Re: confused with distances
by swampyankee (Parson) on Mar 23, 2006 at 19:13 UTC

    If there are going to be many helices, I'd use a hash of hashes, where each element is an array reference:

    $atoms{HELIX1}{A} = [ ( -1.115, 8.537, 7.075)];

    While the above code is, doubtless, is less elegant and otherwise inferior to what those monks more fluent in Perl than I would write, it will process a small amount of data (say a few thousand points). Now, why would your assignment be to calculate the square of the distance: R2 = ∑(xi − xj)2?

    Do you really mean: R = √∑(xi − xj)2?

    emc

    " The most likely way for the world to be destroyed, most experts agree, is by accident. That's where we come in; we're computer professionals. We cause accidents."
    —Nathaniel S. Borenstein
Re: confused with distances
by ikegami (Patriarch) on Mar 23, 2006 at 18:51 UTC

    Each atom has 3 positions.
    You could use an associative array (i.e. hash) of positions (e.g. (x => $x, y => $y, z => $z)), but that's probably overkill.
    Each atom can easily be represented by an array of positions (e.g. ($x, $y, $z)).

    Each helix is made of atoms.
    If you wish to name your atoms, a helix can easily be represented by an associative array (i.e. hash) of atom (e.g. (K => $atom0, L => $atom1, M => $atom2)).
    If numerical indexes are sufficient identification for atoms, each helix can easily be represented by an array of atom (e.g. ($atom0, $atom1, $atom2)).
    Let's go with names, since you already have names for them.

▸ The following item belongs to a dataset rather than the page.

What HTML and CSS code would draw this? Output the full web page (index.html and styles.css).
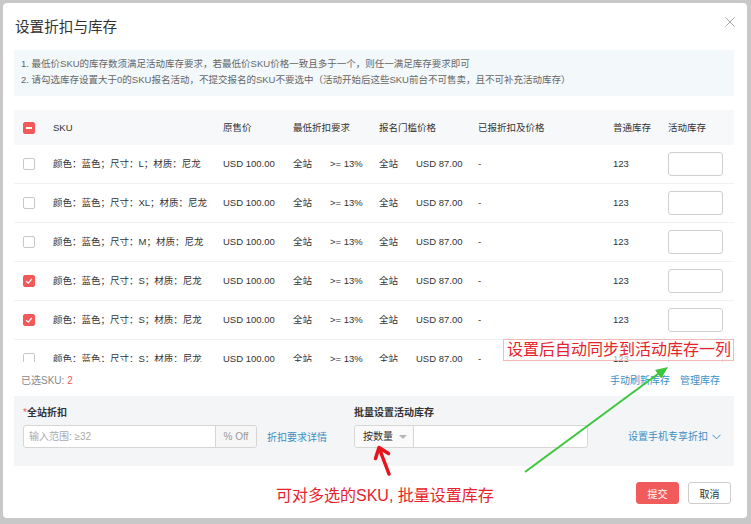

    my %helix1 = ( A => [ -1.115, 8.537, 7.075 ], B => [ -2.745, 5.280, 7.165 ], C => [ -0.777, 3.267, 7.329 ], D => [ 1.610, 5.225, 10.885 ], E => [ 0.296, 5.263, 10.912 ], ); my %helix2 = ( K => [ -0.696, 13.041, 22.357 ], L => [ 1.152, 11.081, 23.082 ], M => [ 2.200, 17.590, 18.424 ], );

    Each distance is has two index (the 'from' atom in the first helix and the 'to' atom in the second helix), so you'll need a 2D structure. We (I) decided above to use named atoms, so your distance map will be a 2D hash (e.g. $distance{A}{K} = distance($helix1{A}, $helix2{K});).

    To populate %distance, think nested foreach loops. Good luck!